When you’re in the thick of things, it always seems like the frenetic energy of work itself is the one thing holding you together.  Academics like to joke about how they all get sick at the end of the semester, when their bodies can finally take a break, but there’s a truth to it: when you feel like you need to keep going, you usually can.  And when there isn’t a real goal in mind, it’s easy to think that keeping going is all there is.

So I was a bit apprehensive at 9:00 AM last Monday when I boarded my second plane of the day and turned off my phone.  We were leaving Miami, en route to Belize.  And despite the temptation to keep working, to sneak a peak at my email while I was away, I had promised Mallory that I would go the next five days without a cell phone, email, even TV.  Five screen-free days to disconnect from all the things that were cluttering my mind and to focus on more important pursuits: leisurely breakfasts, snorkeling trips to the reefs, and rum punch by the pool.  But for all that this meant keeping my word to my wife, it still felt–as I said above–like I was breaking a sort of trust with myself, or at least with the people I’d been reaching out to and relying on while searching for a new job.

I was helped along by the fact that many people supported this even before I left.  One simply held off on reaching out to a contact for me until I returned.  Another was happy to push our second call back a week–and in truth that was better, since it would give him time to think of other people I should meet and investigate opportunities with his firm.  One interviewer even told me plainly that being gone a few days wouldn’t have any negative impact on my application–that those types of trips are precious and not the sort of thing you need to make excuses for.  I’d learned earlier he was a widower, so he spoke from experience.

So despite a little apprehension, I threw myself completely into leisure.  Over the course of five days I read three novels, something I hadn’t done in years.  Gulliver’s Travels, The Time Machine, and The Handmaid’s Tale.  All very different stories, but with certain similarities.  Each one thrusts you into a new culture, virtually a new universe (or sequence of them) that makes you question what you think you know about human nature and human society.  Reading that sort of book you become lost in time and space, and when you’ve turned the final page to return to what’s familiar you still find yourself a bit unsteady.

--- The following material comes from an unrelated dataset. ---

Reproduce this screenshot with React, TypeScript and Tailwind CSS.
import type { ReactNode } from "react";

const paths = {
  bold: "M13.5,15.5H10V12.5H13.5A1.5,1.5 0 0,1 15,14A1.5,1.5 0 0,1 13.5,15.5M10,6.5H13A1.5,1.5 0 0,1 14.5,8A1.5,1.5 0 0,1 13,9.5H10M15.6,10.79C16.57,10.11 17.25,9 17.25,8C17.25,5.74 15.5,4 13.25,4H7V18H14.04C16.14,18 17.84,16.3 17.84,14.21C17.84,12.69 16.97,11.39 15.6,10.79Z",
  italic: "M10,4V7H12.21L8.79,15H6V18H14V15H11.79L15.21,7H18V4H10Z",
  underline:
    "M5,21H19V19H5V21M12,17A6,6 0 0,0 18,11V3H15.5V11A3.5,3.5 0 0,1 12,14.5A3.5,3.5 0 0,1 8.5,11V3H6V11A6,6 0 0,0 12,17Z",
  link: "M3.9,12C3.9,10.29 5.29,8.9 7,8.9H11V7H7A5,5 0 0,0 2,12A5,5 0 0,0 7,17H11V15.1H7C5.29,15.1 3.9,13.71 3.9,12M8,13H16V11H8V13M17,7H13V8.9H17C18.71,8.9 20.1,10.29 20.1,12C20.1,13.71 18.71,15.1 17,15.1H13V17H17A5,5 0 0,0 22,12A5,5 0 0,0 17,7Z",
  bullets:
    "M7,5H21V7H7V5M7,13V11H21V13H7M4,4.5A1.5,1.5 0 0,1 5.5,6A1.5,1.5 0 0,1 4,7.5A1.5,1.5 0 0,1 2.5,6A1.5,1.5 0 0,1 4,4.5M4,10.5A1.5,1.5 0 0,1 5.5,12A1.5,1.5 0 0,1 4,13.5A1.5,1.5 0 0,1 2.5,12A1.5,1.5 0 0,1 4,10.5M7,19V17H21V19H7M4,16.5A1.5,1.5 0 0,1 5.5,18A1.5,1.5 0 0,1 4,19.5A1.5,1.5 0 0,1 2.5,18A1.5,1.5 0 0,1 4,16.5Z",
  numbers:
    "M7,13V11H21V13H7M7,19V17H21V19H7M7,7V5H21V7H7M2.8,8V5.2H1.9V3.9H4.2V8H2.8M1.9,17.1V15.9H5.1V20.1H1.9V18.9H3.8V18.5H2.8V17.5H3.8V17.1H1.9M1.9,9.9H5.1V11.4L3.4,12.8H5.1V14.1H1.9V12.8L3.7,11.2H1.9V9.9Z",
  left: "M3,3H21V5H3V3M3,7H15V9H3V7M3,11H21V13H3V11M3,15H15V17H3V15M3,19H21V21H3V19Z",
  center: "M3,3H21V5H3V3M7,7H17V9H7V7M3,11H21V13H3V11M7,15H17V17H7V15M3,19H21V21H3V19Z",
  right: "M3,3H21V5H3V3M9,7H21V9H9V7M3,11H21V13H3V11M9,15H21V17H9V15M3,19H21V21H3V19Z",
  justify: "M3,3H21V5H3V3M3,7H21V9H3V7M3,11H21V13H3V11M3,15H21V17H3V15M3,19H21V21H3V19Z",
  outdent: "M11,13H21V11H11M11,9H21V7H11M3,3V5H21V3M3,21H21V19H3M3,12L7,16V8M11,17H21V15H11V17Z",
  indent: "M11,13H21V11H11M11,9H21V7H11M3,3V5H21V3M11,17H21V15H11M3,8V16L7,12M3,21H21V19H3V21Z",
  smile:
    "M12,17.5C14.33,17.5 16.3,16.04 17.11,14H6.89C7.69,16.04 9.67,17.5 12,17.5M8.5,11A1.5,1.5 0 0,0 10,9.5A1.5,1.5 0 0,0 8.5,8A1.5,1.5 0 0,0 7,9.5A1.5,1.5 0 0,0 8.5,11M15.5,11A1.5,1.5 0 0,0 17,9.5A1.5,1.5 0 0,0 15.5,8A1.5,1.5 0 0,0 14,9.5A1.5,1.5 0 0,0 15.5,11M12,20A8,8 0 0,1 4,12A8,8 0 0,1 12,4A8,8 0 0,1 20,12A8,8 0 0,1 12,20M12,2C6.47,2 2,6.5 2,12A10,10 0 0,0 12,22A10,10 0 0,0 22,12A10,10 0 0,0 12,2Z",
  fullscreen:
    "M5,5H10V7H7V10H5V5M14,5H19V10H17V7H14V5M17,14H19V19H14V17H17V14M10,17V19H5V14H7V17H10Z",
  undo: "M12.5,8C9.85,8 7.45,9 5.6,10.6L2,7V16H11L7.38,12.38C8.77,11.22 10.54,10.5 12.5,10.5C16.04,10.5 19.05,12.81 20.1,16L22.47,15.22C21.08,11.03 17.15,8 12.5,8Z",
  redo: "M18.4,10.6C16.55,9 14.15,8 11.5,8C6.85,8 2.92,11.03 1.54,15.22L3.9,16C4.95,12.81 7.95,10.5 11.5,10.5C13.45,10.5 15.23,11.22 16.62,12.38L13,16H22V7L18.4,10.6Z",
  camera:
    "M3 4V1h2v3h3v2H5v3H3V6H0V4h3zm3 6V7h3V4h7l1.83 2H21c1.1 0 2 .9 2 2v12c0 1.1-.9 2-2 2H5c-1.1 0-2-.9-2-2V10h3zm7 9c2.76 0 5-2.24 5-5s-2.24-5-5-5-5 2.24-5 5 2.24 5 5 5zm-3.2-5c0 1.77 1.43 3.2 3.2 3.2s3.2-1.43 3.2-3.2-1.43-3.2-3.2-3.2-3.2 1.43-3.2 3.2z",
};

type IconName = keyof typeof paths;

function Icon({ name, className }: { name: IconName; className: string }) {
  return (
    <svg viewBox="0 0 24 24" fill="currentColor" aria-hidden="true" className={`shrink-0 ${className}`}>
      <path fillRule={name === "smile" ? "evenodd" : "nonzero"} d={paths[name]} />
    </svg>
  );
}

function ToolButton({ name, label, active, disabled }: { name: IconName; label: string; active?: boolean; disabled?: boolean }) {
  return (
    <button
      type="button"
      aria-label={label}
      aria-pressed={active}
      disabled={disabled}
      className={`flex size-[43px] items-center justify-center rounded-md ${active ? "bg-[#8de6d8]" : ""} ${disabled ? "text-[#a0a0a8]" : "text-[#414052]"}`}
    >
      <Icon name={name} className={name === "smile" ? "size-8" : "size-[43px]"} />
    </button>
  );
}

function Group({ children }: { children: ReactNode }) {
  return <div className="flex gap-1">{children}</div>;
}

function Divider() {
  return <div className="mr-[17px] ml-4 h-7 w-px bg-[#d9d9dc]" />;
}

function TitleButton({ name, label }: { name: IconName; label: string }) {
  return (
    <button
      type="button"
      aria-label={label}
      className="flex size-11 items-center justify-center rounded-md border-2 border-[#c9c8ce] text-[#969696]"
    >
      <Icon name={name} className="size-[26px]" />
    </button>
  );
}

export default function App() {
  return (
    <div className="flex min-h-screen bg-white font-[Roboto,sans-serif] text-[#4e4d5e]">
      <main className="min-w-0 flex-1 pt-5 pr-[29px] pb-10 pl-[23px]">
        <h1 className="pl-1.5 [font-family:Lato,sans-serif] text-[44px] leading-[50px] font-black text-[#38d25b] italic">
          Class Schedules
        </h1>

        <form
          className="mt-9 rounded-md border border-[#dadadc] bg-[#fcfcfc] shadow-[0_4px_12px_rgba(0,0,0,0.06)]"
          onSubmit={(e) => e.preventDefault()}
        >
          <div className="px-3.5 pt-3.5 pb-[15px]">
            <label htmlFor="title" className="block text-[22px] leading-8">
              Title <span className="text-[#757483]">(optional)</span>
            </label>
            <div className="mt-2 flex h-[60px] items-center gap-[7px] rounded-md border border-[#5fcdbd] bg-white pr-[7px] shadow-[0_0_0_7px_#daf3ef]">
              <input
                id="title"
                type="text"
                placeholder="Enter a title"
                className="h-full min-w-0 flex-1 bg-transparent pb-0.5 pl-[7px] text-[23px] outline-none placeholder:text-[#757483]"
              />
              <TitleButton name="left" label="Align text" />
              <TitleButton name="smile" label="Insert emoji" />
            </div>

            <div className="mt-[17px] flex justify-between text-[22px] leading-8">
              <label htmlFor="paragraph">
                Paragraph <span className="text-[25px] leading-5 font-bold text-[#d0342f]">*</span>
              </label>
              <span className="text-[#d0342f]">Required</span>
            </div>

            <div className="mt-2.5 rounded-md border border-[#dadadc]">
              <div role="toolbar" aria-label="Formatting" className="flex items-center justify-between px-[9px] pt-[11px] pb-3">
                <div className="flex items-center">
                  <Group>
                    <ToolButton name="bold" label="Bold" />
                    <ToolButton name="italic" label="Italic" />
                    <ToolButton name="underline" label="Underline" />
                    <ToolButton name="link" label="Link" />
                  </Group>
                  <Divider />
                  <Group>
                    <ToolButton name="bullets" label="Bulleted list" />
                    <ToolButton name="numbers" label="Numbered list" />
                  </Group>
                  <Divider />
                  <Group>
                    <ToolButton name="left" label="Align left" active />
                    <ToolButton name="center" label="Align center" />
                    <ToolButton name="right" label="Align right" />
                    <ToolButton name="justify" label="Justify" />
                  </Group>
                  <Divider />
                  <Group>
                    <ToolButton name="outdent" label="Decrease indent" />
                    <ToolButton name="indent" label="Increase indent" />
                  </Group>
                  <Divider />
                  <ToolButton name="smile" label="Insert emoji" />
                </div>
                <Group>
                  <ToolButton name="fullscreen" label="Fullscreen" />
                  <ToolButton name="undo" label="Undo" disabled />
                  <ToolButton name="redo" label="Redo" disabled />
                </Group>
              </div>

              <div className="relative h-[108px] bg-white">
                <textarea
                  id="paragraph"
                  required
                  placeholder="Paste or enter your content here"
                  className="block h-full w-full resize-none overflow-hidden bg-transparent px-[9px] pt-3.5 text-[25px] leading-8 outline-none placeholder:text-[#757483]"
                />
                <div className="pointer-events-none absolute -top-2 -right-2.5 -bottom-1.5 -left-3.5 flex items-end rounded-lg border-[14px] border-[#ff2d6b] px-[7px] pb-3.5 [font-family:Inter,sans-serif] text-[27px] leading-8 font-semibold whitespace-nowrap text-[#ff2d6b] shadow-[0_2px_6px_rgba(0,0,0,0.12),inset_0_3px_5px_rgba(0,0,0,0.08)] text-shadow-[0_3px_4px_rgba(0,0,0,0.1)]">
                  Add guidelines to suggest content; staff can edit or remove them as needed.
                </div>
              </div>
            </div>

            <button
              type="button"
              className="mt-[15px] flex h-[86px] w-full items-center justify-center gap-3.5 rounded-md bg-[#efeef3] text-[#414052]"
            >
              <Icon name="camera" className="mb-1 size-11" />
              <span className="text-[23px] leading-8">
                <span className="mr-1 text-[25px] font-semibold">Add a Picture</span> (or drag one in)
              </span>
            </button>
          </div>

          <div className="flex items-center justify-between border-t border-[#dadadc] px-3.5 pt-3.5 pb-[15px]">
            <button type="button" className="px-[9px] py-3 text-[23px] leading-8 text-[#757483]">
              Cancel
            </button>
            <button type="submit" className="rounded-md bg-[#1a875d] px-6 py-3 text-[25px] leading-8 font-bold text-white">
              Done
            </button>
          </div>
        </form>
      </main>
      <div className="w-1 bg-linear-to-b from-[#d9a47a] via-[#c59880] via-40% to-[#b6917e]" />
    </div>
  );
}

Then there were the trips to the reefs.  These stretch along 200 miles of Belize’s coast, forming part of the larger Mesoamerican Barrier Reef system that is second in size only to Australia’s Great Barrier Reef.  Mallory and I went out twice: first to Hol Chan and Shark Ray Alley, then to the Mexico Rocks.  To spend a few hours, face submerged, as a visitor in this ecosystem is utterly entrancing.  For the smaller fish an individual coral formation is their entire world–a self-sustaining habitat populated by diverse species.  Larger creatures, like snapper, eels, and rays move between and around them, seeking out food as they’re able, impacting those smaller outposts but never really part of them.  And then there were the sharks.  Lots and lots of sharks.  If you want to see things with perspective, try jumping off the front end of a boat, into their world, while twenty or so of the monsters are lured to the back with bits of rotten fish.*  There’s a ferocity to them, but a beauty, too.  And something oddly calming about realizing that under the waves you’re just another part of the food chain.  The sharks don’t care about jobs, anxieties, or hopes: it’s all meat to them, just some of it more easily got than the rest.

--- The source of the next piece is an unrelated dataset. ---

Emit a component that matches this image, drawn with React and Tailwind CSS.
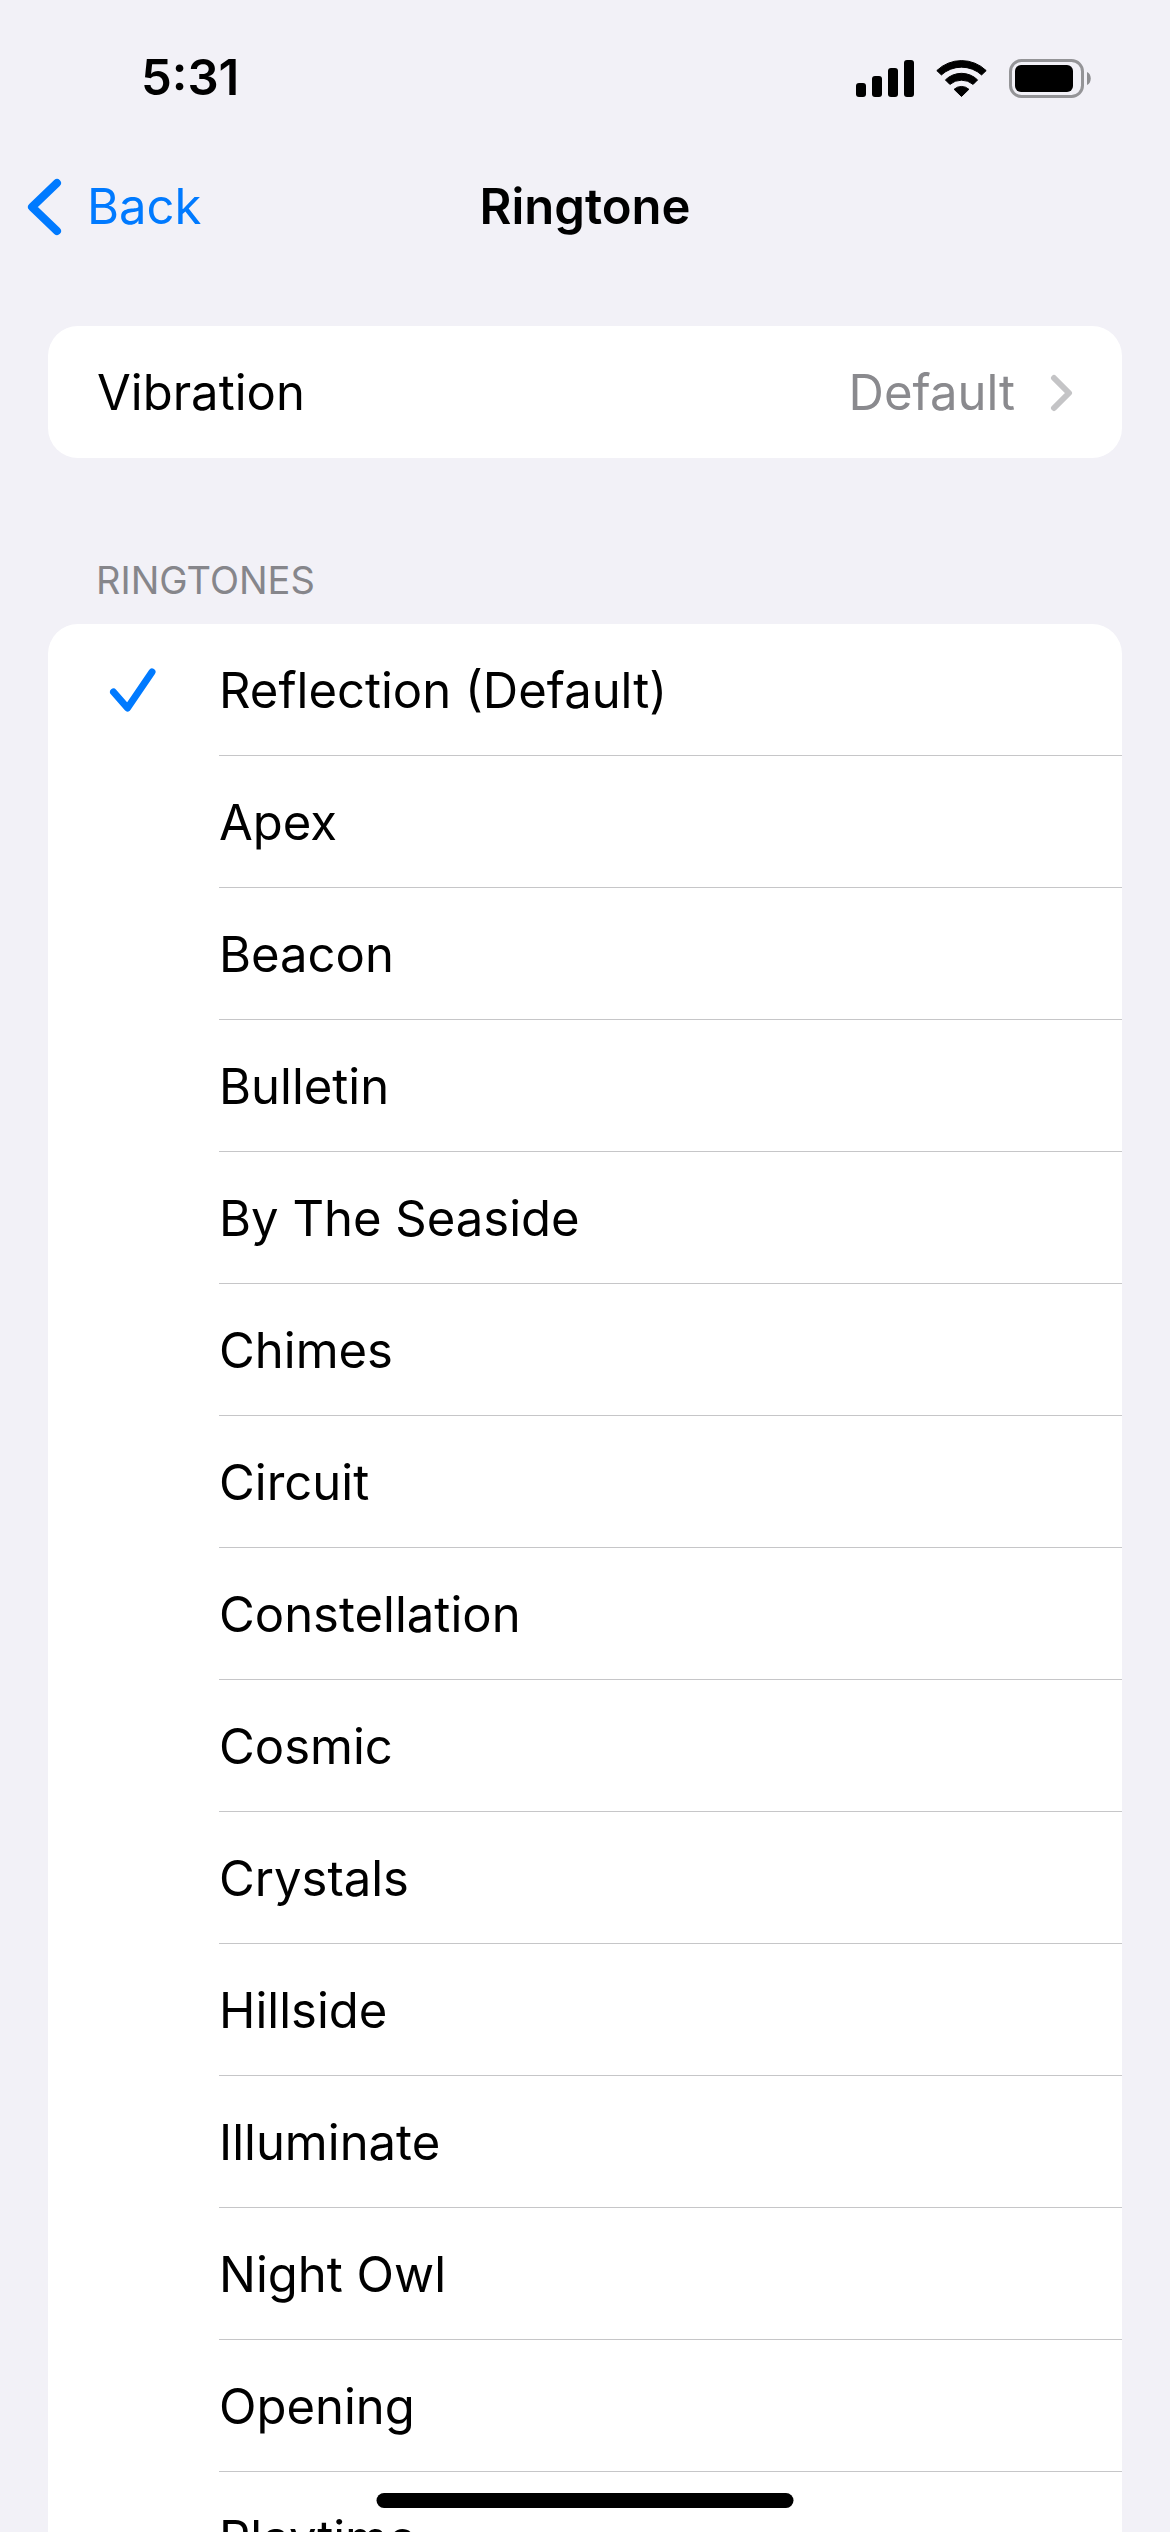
import React, { useState } from 'react';

const RINGTONES = [
    'Reflection (Default)',
    'Apex',
    'Beacon',
    'Bulletin',
    'By The Seaside',
    'Chimes',
    'Circuit',
    'Constellation',
    'Cosmic',
    'Crystals',
    'Hillside',
    'Illuminate',
    'Night Owl',
    'Opening',
    'Playtime',
];

const StatusBar = () => (
    <div className="flex h-[156px] shrink-0 items-center justify-between pl-[141px] pr-[79px]">
        <span className="font-semibold">5:31</span>
        <div className="flex items-center gap-[22px]">
            {/* Signal */}
            <svg width="58" height="37" viewBox="0 0 58 37" aria-hidden="true">
                <rect x="0" y="23" width="10" height="14" rx="3" />
                <rect x="16" y="16" width="10" height="21" rx="3" />
                <rect x="32" y="8" width="10" height="29" rx="3" />
                <rect x="48" y="0" width="10" height="37" rx="3" />
            </svg>
            {/* Wi-Fi */}
            <svg width="51" height="37" viewBox="0 0 51 37" strokeLinejoin="round" stroke="#000" strokeWidth="1" aria-hidden="true">
                <path d="M.8 10.6A35.5 35.5 0 0 1 50.2 10.6L45.6 14.9A30 30 0 0 0 5.4 14.9Z" />
                <path d="M9.4 19.9A23 23 0 0 1 41.6 19.9L37.1 24.4A18 18 0 0 0 13.9 24.4Z" />
                <path d="M18.1 29.3A11 11 0 0 1 32.9 29.3L25.5 36.5Z" />
            </svg>
            {/* Battery */}
            <svg width="82" height="39" viewBox="0 0 82 39" aria-hidden="true">
                <rect x="1.5" y="1.5" width="72" height="36" rx="11" fill="none" stroke="#949497" strokeWidth="3" />
                <rect x="6" y="6" width="58" height="27" rx="6" />
                <path d="M78 13C83 15 83 24 78 26Z" fill="#8e8e91" />
            </svg>
        </div>
    </div>
);

const NavBar = () => (
    <header className="grid h-[102px] shrink-0 grid-cols-3 items-center px-[27px]">
        <button type="button" className="flex items-center gap-[25px] text-[#007aff]">
            <svg width="35" height="58" viewBox="0 0 35 58" fill="none" stroke="currentColor" strokeWidth="8" strokeLinecap="round" strokeLinejoin="round" aria-hidden="true">
                <path d="M30 5L5 29L30 53" />
            </svg>
            Back
        </button>
        <h1 className="text-center font-semibold">Ringtone</h1>
    </header>
);

const RingtoneRow = ({ name, checked, onSelect }) => (
    <label className="flex h-[132px] items-stretch">
        <input type="radio" name="ringtone" checked={checked} onChange={onSelect} className="peer size-0 appearance-none" />
        <span className="invisible flex w-[171px] shrink-0 items-center pl-[61px] text-[#007aff] peer-checked:visible">
            <svg width="47" height="46" viewBox="0 0 47 46" fill="none" stroke="currentColor" strokeWidth="7" strokeLinecap="round" strokeLinejoin="round" aria-hidden="true">
                <path d="M4.5 25L18.5 41L43 5" />
            </svg>
        </span>
        <span className="flex grow items-center border-b border-[#c6c6c8] pt-[3px]">{name}</span>
    </label>
);

const App = () => {
    const [selected, setSelected] = useState(RINGTONES[0]);

    return (
        <div className="flex h-screen flex-col overflow-hidden bg-[#f2f1f7] font-['Inter',sans-serif] text-[49px] leading-[60px] text-black antialiased">
            <StatusBar />
            <NavBar />

            <main className="min-h-0 grow overflow-y-auto px-12 pt-[68px] [scrollbar-width:none]">
                <button type="button" className="flex h-[132px] w-full items-center rounded-[30px] bg-white px-[49px] pt-[2px] text-left">
                    <span className="grow">Vibration</span>
                    <span className="text-[#8a8a8e]">Default</span>
                    <svg className="ml-[35px]" width="23" height="38" viewBox="0 0 23 38" fill="none" stroke="#c4c4c6" strokeWidth="6" strokeLinecap="round" strokeLinejoin="round" aria-hidden="true">
                        <path d="M4 4L19 19L4 34" />
                    </svg>
                </button>

                <fieldset>
                    <legend className="px-[48px] pt-[98px] pb-[20px] text-[38px] leading-[48px] text-[#86868b]">RINGTONES</legend>
                    <div className="rounded-t-[30px] bg-white">
                        {RINGTONES.map(name => (
                            <RingtoneRow key={name} name={name} checked={selected === name} onSelect={() => setSelected(name)} />
                        ))}
                    </div>
                </fieldset>
            </main>

            {/* Home indicator */}
            <div className="fixed bottom-6 left-1/2 h-[15px] w-[417px] -translate-x-1/2 rounded-full bg-black" />
        </div>
    );
};

export default App;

Mallory and I also upped the ante on the trip by deciding ahead of time to use as little artificial light as possible.  We’d done this by necessity on our honeymoon, and found that rising with the sun and retiring shortly after dark left us more refreshed than we’d ever been in our lives.  Not the sort of thing we can do in a normal week, but a luxury we were happy to accept on vacation.

All of this gave me lots of time to think–or not to think–and turned out to be exactly what I needed.  Answers to questions I’d been mulling over before I left percolated up at unexpected times, clear as day, even though they’d been elusive when my mind was focused.  My personal hierarchy of needs and wants became more obvious to me.  And I of course came back with energy restored, no longer feeling like I was running on empty.

In short, the silt that had been stirred up in my mind over so many months was given time to settle.  I’ve come back restored, refreshed.  So I’m very happy to have allowed myself this little breathing room, and even wish I’d been able to extend the trip a little longer.  But my contract with Tulane is of course nearing its end, and the biggest push is still ahead of me.  Duty inevitably calls.  Even so, I feel more confident facing this than I did before.  I now have the fresh eyes and clear head that can only come from quiet and dislocation, and enjoy a mental calm I was decidedly lacking before I left.  This will no doubt help me in the coming months, and give me the perspective and resolve to keep the new promises I’m about to make–the ones that really count, the ones that aren’t just apprehensions of my own design.

-CLC

 

* Okay, so they were nurse sharks, and mostly harmless, but it doesn’t feel that way when they’re swarming!